Show that $\{ (1, 0, \dots), (0, 1, 0,\dots), (0, 0, 1, 0,\dots), \dots\}$ is not a basis of $\Bbb R^N$

Question

Show that $\beta = \{ (1, 0, \dots), (0, 1, 0,\dots), (0, 0, 1, 0,\dots), \dots\}$ is not a basis for $\Bbb R^N$

We know that for $\beta$ to be a basis we need $(1, 0, \dots), (0, 1, 0,\dots), (0, 0, 1, 0,\dots), \dots$ to be both linearly independent and spanning $\Bbb R^N$. The first condition clearly holds as the only way we get $\sum_i \alpha_i v_i = 0$ is for $\alpha_i = 0$.
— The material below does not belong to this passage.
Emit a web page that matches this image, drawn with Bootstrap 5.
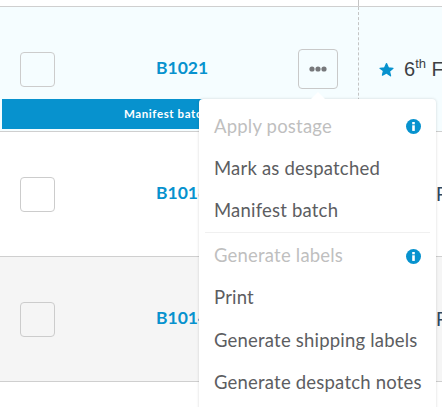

However, why doesn't $\Bbb R^N = span((1, 0, \dots), (0, 1, 0,\dots), (0, 0, 1, 0,\dots), \dots)$ hold? Is it because the span of an infinite vector space is ill-defined? Imagine that $N$ is a finite number. Then I guess that $\Bbb R^N = span((1, 0, \dots), (0, 1, 0,\dots), (0, 0, 1, 0,\dots), \dots)$ would not hold either so I suspect that the reason I presented is not the right one.

Answer 1

Do you mean $\mathbb R^{\mathbb N}$? In any case it depends how you define "basis" and "span". If you mean a Hamel (or algebraic) basis, then by definition this requires that any element can be written as a finite linear combination of the basis vectors. In the context of Hamel basis, $\text{span}(S)$ is always $\text{span}_\text{fin}(S)$, the set of finite linear combinations.

Then $\mathbb R^{\mathbb N} \neq \text{span}_\text{fin}(\{ e_i \mid i=1\ldots n\})$ is quite obvious, since for example $(1,1,1\ldots)$ cannot be expressed a finite linear combination of $(1, 0, \dots), (0, 1, 0,\dots), (0, 0, 1, 0,\dots), \dots$

In fact, no person on this earth can show you an explicit example of how a Hamel Basis of $\mathbb R^{\mathbb N}$ looks like, despite the fact that the existence can be proven via the Axiom of Choice. For this reason, one needs a more sensible notion of basis for infinite dimensional spaces: Schauder basis.